Characters

I'm a person who really enjoys characters.  I like getting to know the characters in books.  If I don't like a character, I will not read the book at all which led to me not wanting to read Nora Roberts when I was in my late teens and major romantic phase.  I also like creating characters.  I just have one problem: making characters is easy enough, I just hate when characters come out of the blue in my head.  I've had a few cases of this over the years.  Sometimes, it's a sudden inspiration.  Sometimes, I wake up in the morning and there's this new character entering a story I'm working on that I don't really remember putting there.

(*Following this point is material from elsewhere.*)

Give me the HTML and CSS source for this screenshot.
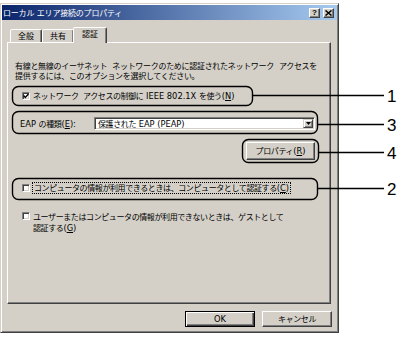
FILE: index.html
```html
<!DOCTYPE html>
<html lang="ja">
<head>
<meta charset="utf-8">
<link rel="stylesheet" href="styles.css">
</head>
<body>
<div class="stage">
  <div class="window">
    <div class="titlebar">
      <span class="title">ローカル エリア接続のプロパティ</span>
      <div class="tbtns">
        <span class="tbtn help">?</span>
        <span class="tbtn close"><svg width="7" height="6" viewBox="0 0 7 6"><path d="M0.5 0.5 L6.5 5.5 M6.5 0.5 L0.5 5.5" stroke="#000" stroke-width="1.5"/></svg></span>
      </div>
    </div>
    <div class="body">
      <div class="tabs">
        <div class="tab">全般</div>
        <div class="tab">共有</div>
        <div class="tab active">認証</div>
      </div>
      <div class="panel">
        <p class="desc">有線と無線のイーサネット ネットワークのために認証されたネットワーク アクセスを<br>提供するには、このオプションを選択してください。</p>
        <div class="check first">
          <span class="box"><svg width="6" height="6" viewBox="0 0 6 6"><path d="M0.6 2.6 L2.3 4.4 L5.5 1" fill="none" stroke="#000" stroke-width="1.4"/></svg></span>
          <span class="lbl">ネットワーク アクセスの制御に<span class="en"> IEEE 802.1X </span>を使う<span class="en">(<u>N</u>)</span></span>
        </div>
        <div class="eap">
          <span class="lbl"><span class="en">EAP </span>の種類<span class="en">(<u>E</u>):</span></span>
          <div class="select">
            <span>保護された<span class="en"> EAP (PEAP)</span></span>
            <span class="arrow"><svg width="5" height="3" viewBox="0 0 5 3"><path d="M0 0 H5 L2.5 3 Z" fill="#000"/></svg></span>
          </div>
        </div>
        <div class="proprow">
          <span class="btn prop">プロパティ<span class="en">(<u>R</u>)</span></span>
        </div>
        <div class="check second">
          <span class="box"></span>
          <span class="lbl focus">コンピュータの情報が利用できるときは、コンピュータとして認証する<span class="en">(<u>C</u>)</span></span>
        </div>
        <div class="check third">
          <span class="box"></span>
          <span class="lbl">ユーザーまたはコンピュータの情報が利用できないときは、ゲストとして<br>認証する<span class="en">(<u>G</u>)</span></span>
        </div>
      </div>
      <div class="footer">
        <span class="btn default"><span class="en">OK</span></span>
        <span class="btn">キャンセル</span>
      </div>
    </div>
  </div>
  <svg class="callouts" width="400" height="340" viewBox="0 0 400 340">
    <g fill="none" stroke="#000" stroke-width="1.4">
      <rect x="12.5" y="86.5" width="240" height="19" rx="6"/>
      <line x1="252.5" y1="95.5" x2="384" y2="95.5"/>
      <rect x="12.5" y="111.5" width="305" height="22" rx="6"/>
      <line x1="317.5" y1="124.5" x2="384" y2="124.5"/>
      <rect x="242.5" y="139.5" width="76" height="23" rx="6"/>
      <line x1="318.5" y1="152.5" x2="384" y2="152.5"/>
      <rect x="12.5" y="178.5" width="305" height="21" rx="6"/>
      <line x1="317.5" y1="188.5" x2="384" y2="188.5"/>
    </g>
    <g class="nums">
      <text x="387" y="101.5">1</text>
      <text x="387" y="130.5">3</text>
      <text x="387" y="159">4</text>
      <text x="387" y="194.5">2</text>
    </g>
  </svg>
</div>
</body>
</html>
```
FILE: styles.css
```css
* { box-sizing: border-box; }
html, body { margin: 0; padding: 0; background: #fff; }
body {
  font-family: "Noto Sans CJK JP", "Liberation Sans", sans-serif;
  font-size: 8px;
  letter-spacing: -0.4px;
  word-spacing: 3px;
  color: #000;
}
.en {
  font-family: "DejaVu Sans", sans-serif;
  font-size: 8.3px;
  letter-spacing: 0;
  word-spacing: 0;
}
u { text-decoration: underline; text-underline-offset: 1px; }

.stage { position: relative; width: 400px; height: 340px; overflow: hidden; }

.window {
  margin-top: 3px;
  width: 339px;
  height: 330px;
  background: #d4d0c8;
  border: 1px solid;
  border-color: #d4d0c8 #404040 #404040 #d4d0c8;
  box-shadow: inset 1px 1px #fff, inset -1px -1px #808080;
  display: flex;
  flex-direction: column;
}

.titlebar {
  margin: 1px 1px 0;
  height: 15px;
  background: linear-gradient(90deg, #0a246a, #a6caf0);
  display: flex;
  align-items: center;
  justify-content: space-between;
  padding: 0 3px 0 1px;
}
.title { color: #fff; line-height: 15px; white-space: nowrap; letter-spacing: -0.2px; word-spacing: 1px; }
.tbtns { display: flex; gap: 3px; }
.tbtn {
  width: 11px;
  height: 10px;
  background: #d4d0c8;
  border: 1px solid;
  border-color: #fff #404040 #404040 #fff;
  box-shadow: inset -1px -1px #808080;
  display: flex;
  align-items: center;
  justify-content: center;
  font: bold 8px/1 "Liberation Sans", sans-serif;
  letter-spacing: 0;
}

.body { padding: 7px 7px 0 6px; display: flex; flex-direction: column; }

.tabs {
  display: flex;
  align-items: flex-end;
  height: 15px;
  padding-left: 3px;
  position: relative;
  z-index: 1;
}
.tab {
  height: 13px;
  padding: 0 7px;
  border: 1px solid;
  border-bottom: none;
  border-color: #fff #404040 transparent #fff;
  box-shadow: inset -1px 0 #808080;
  border-radius: 2px 2px 0 0;
  line-height: 11px;
  background: #d4d0c8;
  white-space: nowrap;
  letter-spacing: 0;
}
.tab.active {
  height: 16px;
  margin: 0 -1px -1px -1px;
  padding: 0 8px;
  line-height: 12px;
}

.panel {
  height: 262px;
  border: 1px solid;
  border-color: #fff #404040 #404040 #fff;
  box-shadow: inset -1px -1px #808080;
  padding: 18px 15px 0 7px;
}

.desc { margin: 0; line-height: 10px; white-space: nowrap; letter-spacing: -0.3px; word-spacing: 3.5px; }

.check { display: flex; align-items: center; gap: 3px; margin-left: 7px; line-height: 10px; white-space: nowrap; }
.check.first { margin-top: 10px; }
.check.second { margin-top: 23px; }
.check.third { margin-top: 18px; align-items: flex-start; }
.check.third .box { margin-top: 1px; }
.check.third .lbl { line-height: 11px; }

.box {
  width: 8px;
  height: 8px;
  flex: none;
  background: #fff;
  border: 1px solid;
  border-color: #808080 #fff #fff #808080;
  box-shadow: inset 1px 1px #404040, inset -1px -1px #d4d0c8;
  display: flex;
  align-items: center;
  justify-content: center;
}
.box svg { display: block; }

.focus { outline: 1px dotted #000; outline-offset: 0; padding: 0 1px; }

.eap { display: flex; align-items: center; margin-top: 16px; margin-left: 5px; white-space: nowrap; }
.select {
  margin-left: auto;
  width: 221px;
  height: 13px;
  background: #fff;
  border: 1px solid;
  border-color: #808080 #fff #fff #808080;
  box-shadow: inset 1px 1px #404040, inset -1px -1px #d4d0c8;
  display: flex;
  align-items: center;
  padding: 0 1px 0 3px;
  line-height: 10px;
}
.arrow {
  margin-left: auto;
  width: 10px;
  height: 9px;
  background: #d4d0c8;
  border: 1px solid;
  border-color: #d4d0c8 #404040 #404040 #d4d0c8;
  box-shadow: inset 1px 1px #fff, inset -1px -1px #808080;
  display: flex;
  align-items: center;
  justify-content: center;
}
.arrow svg { display: block; }

.proprow { display: flex; justify-content: flex-end; margin-top: 12px; }

.btn {
  display: flex;
  align-items: center;
  justify-content: center;
  height: 16px;
  width: 70px;
  background: #d4d0c8;
  border: 1px solid;
  border-color: #fff #404040 #404040 #fff;
  box-shadow: inset -1px -1px #808080;
  line-height: 10px;
  white-space: nowrap;
}
.btn.prop { width: 69px; height: 18px; }
.btn.default {
  border-color: #000;
  box-shadow: inset 1px 1px #fff, inset -1px -1px #404040, inset -2px -2px #808080;
}

.footer { display: flex; justify-content: flex-end; gap: 7px; margin-top: 7px; margin-right: -1px; }

.callouts { position: absolute; left: 0; top: 0; pointer-events: none; }
.nums text { font-family: "Liberation Sans", sans-serif; font-size: 17px; fill: #000; letter-spacing: 0; word-spacing: 0; }
```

No, I'm not on drugs, but I keep my computer by my bed.  Sometimes I wake up in the middle of the night and type or scribble a bit of something on a notepad and the idea is actually good.  (Hint: most of those ideas are CRAP.  I'm glad I'm not trying to turn them into book series; it'd be really embarrassing...)

One of my favorite of my many randomly created characters is Porfirio.  He was born around 2008 when I was taking a creative writing class at Southern State Community College.  I'm not sure where he came from or why my brain came up with him, but I think he may be the masculine expression of my natural tendency toward insanity... or maybe he's just a character my brain came up with because I was taking a creative writing course and I had writer's block.

One thing you should know, most of my randomly created characters will never be main characters.  I don't know why, they just always strike me as tertiary characters who would move the main characters around like little pawns.

If you know me personally, you'll know that Porfirio is between six and seven feet tall (around two meters) with purple eyes, clothes, bowtie and top hat.  His hair may be purple as well or acid green.  Really, that depends on how he feels.  And he has the freakish ability to appear and disappear at will wherever he chooses... also he can make doors appear that go anywhere.  Then there's his cafe, the Lilac Cafe which is basically a spacial expansion of him where people meet and gather between universes.  The Lilac Cafe is decorated almost entirely in purple with random splashes of magenta (in honor of the six-armes barrista, Magenta).  Don't overthink all of this, it's pretty confusing and out of this world... the way it should be.

I swear to God that I wasn't on drugs when this character popped into my head.  I would swear on a Bible if it were presented to me.  I promise.

However, I did occasionally take certain steroids for asthma as a child and I've heard that doing such a thing can have a strange effect on one's brain chemistry. 

Whenever I write, Porfirio tries to find a way to pop in... or, rather, if I'm working on a project, my brain will try to incorporate Porfirio into the story for reasons my subconscious mind hasn't really explained to my conscious mind yet.  That's why I'm telling you, poor reader.  Because I'm not going to fight it anymore.  My brain wants a 6 1/2-foot-tall freak in my stories, who am I to argue with it?

As a sign of throwing in the towel, the blog I'm thinking of working on will be about a girl who is forced through a series of extremely unlikely circumstances to move into the apartment above Porfirio's cafe.  So, the extradimensional space acquires an apartment (called Apartment Seven because these things don't have to make sense) on the second floor.  Oh yeah, and the character is forced to have a roommate, another random character that popped in my head one day a year or two ago that I keep ignoring who goes by the name of Iphigenia Potts... or Genie

But... characters, characters, characters...  they're kind of the bane of my existance and one of the main reasons I read all rolled into one.  I'm not sure why I like character so much when half the time I feel like I do so badly with real, existing people.  One of my favorite things about the Discworld Series by Terry Pratchett is that he has such a colorful a diversified cast of characters.  True, he's been writing these characters since the 1970s so Mr. Pratchett has had time to build and create each and every unique one from Rincewind the Wizzard to Granny Weatherwax to Moist Von Lipwig and everyone in between.  One of my least favorite things about reading most romance novels is that the characters are so repetitive.  Especially with some authors, the female protagonists are all supposed to be different, but it never comes off that way to me.  They just sound like the same cookie-cutter thing...  Then again I feel that way about a lot of Stephen King protagonists too...

Huh.

I'm terrified of doing that with my writing actually.  I try to diversify the main characters, but I'm still at a stage in writing where my tertiary characters tend to be more interesting than my main characters.  I'll just have to keep writing and living life until I'm on Terry Pratchett's level.